Citizens United is not just a Supreme Court decision; it is a decision of the Maine Legislature, which opted last week to keep big money in politics. Against their oath of office to uphold the laws of Maine, legislators blocked Clean Elections funding to candidates who committed to a code of civility, a modest cap on spending and raising money in only $5 amounts from individuals, rather than from beseeching political action committees and wealthy donors for big, compromising amounts.
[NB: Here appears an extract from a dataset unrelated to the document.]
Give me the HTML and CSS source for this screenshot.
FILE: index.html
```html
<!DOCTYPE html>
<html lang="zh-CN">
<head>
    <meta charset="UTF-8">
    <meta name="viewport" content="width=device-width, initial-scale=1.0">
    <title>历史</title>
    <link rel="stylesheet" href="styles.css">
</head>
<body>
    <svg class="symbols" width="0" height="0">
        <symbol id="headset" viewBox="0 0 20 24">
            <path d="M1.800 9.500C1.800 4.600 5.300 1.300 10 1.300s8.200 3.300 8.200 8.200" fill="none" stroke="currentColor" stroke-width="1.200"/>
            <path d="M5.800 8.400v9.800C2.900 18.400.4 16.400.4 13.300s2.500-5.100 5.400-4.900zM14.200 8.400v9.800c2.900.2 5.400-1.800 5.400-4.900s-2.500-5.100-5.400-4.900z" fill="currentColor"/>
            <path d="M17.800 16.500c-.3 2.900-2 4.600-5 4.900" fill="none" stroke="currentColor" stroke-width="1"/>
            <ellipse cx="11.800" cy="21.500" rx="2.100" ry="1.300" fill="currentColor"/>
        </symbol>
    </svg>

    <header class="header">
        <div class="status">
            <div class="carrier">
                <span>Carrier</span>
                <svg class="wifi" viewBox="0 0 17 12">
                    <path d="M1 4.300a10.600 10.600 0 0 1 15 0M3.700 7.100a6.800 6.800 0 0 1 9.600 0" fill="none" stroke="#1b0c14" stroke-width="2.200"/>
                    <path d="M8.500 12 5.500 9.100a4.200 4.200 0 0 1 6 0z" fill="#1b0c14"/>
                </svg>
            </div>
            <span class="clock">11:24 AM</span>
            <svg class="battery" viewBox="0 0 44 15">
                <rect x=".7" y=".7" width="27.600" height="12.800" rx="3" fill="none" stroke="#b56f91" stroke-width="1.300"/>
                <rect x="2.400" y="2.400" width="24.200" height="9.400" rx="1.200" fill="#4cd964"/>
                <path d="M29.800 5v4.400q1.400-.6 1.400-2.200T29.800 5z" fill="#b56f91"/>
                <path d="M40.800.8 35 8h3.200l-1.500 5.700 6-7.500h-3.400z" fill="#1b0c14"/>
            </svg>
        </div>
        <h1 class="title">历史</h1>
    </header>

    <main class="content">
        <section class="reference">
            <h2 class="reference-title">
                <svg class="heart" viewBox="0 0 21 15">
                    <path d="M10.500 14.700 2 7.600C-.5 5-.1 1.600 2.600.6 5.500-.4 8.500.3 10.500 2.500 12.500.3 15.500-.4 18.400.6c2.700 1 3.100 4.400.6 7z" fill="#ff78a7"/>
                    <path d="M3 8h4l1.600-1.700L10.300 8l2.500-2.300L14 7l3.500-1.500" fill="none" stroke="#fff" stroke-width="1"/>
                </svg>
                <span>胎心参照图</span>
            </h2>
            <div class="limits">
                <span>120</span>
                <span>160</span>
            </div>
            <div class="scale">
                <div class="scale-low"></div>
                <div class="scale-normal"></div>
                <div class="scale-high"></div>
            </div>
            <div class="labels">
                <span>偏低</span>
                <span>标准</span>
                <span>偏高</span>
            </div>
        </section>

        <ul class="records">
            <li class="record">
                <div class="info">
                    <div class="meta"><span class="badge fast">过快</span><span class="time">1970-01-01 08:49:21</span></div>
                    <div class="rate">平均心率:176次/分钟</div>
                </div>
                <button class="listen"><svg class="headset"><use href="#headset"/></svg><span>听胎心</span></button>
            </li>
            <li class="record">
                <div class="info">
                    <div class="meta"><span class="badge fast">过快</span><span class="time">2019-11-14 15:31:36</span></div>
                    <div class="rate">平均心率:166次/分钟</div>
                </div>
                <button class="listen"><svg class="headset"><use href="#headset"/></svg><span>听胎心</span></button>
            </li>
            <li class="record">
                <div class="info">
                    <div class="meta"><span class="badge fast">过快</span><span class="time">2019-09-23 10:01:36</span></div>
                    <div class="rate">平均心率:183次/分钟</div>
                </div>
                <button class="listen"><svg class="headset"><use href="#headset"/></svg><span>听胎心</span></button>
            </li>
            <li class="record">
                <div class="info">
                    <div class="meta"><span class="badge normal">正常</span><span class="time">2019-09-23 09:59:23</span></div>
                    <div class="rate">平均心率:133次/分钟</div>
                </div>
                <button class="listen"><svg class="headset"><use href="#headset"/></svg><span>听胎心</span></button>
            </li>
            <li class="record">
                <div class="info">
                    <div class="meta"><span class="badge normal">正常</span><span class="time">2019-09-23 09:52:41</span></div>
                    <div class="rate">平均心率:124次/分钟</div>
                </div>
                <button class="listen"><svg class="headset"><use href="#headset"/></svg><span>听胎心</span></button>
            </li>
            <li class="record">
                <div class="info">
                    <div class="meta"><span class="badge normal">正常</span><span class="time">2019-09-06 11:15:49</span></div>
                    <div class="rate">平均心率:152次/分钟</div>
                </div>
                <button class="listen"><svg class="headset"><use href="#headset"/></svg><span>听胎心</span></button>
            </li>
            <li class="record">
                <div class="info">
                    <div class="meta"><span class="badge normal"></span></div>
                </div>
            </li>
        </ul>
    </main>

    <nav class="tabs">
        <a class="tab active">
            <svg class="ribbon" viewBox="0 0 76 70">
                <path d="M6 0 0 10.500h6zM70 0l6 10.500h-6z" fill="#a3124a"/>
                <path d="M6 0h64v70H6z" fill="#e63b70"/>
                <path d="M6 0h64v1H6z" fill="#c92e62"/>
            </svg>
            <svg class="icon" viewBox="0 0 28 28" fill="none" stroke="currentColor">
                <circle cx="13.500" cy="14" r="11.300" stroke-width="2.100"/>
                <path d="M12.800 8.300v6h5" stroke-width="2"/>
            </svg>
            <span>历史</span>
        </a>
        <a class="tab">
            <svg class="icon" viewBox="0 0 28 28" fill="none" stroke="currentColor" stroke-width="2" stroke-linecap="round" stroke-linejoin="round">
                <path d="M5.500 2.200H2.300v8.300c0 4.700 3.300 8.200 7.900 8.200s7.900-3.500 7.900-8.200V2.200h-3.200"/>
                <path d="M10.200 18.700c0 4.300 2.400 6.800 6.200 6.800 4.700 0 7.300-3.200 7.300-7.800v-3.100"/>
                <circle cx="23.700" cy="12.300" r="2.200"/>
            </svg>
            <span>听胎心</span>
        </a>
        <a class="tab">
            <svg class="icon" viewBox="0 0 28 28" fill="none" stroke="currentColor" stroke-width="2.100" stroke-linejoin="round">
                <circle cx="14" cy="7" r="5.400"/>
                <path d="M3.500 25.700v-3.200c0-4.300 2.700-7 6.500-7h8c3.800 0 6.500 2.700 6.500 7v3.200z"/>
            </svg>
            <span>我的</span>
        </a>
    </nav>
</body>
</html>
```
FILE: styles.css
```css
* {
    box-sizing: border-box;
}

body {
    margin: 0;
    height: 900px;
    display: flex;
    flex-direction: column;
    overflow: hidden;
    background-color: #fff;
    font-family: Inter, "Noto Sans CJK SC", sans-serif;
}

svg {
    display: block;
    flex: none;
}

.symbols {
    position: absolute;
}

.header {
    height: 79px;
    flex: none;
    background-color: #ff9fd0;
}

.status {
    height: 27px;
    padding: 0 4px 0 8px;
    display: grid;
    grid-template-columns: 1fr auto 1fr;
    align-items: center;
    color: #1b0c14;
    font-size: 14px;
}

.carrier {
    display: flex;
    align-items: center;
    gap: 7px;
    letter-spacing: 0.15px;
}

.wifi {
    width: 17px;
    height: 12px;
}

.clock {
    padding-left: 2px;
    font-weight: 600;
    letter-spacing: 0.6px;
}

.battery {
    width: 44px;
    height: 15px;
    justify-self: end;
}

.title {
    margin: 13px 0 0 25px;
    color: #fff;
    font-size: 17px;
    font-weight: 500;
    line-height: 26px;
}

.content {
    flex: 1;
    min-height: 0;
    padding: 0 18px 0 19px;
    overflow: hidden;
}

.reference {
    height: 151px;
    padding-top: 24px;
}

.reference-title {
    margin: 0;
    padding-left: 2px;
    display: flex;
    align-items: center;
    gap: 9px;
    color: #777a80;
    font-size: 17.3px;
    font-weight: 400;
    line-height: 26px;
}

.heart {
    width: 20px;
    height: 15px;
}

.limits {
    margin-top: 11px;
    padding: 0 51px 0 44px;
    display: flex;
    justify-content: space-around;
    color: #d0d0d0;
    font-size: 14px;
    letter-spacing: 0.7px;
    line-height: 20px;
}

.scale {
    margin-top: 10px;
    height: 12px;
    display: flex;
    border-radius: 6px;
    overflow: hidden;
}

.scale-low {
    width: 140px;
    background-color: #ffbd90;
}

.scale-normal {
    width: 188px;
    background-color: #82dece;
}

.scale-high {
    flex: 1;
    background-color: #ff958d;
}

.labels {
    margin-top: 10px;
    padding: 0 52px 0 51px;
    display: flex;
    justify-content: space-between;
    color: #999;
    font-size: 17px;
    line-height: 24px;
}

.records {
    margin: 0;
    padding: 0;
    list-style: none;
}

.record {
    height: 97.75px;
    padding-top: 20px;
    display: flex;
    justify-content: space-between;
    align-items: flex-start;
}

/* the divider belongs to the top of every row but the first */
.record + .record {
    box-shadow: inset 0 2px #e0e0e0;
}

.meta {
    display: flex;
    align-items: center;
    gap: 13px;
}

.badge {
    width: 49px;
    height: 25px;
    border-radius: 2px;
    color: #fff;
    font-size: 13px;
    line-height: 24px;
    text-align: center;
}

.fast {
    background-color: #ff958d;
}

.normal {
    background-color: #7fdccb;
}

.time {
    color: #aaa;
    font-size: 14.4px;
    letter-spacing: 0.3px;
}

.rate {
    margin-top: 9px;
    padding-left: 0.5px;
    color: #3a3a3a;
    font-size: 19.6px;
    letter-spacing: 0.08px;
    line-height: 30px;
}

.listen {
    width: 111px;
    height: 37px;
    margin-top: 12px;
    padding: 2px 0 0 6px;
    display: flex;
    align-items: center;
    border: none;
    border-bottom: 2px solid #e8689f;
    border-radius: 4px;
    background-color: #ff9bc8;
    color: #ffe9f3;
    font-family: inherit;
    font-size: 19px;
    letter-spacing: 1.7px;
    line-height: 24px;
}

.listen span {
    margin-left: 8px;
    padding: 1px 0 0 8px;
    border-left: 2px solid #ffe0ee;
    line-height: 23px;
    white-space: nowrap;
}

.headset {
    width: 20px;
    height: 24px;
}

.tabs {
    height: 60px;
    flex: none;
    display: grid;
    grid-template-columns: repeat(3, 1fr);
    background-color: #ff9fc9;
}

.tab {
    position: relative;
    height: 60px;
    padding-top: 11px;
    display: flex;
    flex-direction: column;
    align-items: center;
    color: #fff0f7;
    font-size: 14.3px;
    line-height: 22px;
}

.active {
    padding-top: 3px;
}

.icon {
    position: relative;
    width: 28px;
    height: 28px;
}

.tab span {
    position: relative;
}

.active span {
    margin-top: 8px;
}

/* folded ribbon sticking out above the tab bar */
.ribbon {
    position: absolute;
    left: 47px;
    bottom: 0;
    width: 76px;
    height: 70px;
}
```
Sitting on the revered Appropriations Committee of the Maine Legislature, the committee entrusted with oversight of the state budget, state Rep. Jeff Timberlake early on saw a small typo in the budget that could derail Clean Elections payments to qualified candidates, and chose to ignore it, rather than see that it was immediately rectified, as was his duty. In doing so, he took advantage of an opportunity to lay the groundwork for a vote to keep the error in the budget, and effectively reverse the Clean Elections program. His explanation: Maine House Republicans don’t like Clean Elections.

This is what putting party above people looks like. This is what party pressures can lead to. This is what trusting money more than voters looks like. This is why we need candidates committed to the obligations of the Maine Clean Election Act and an ethics commission robustly upholding its own obligations under it. Maine has what has been recognized nationally as a model for getting big money out of politics. Let’s take pride in it and protect it. We can fight Citizens United here.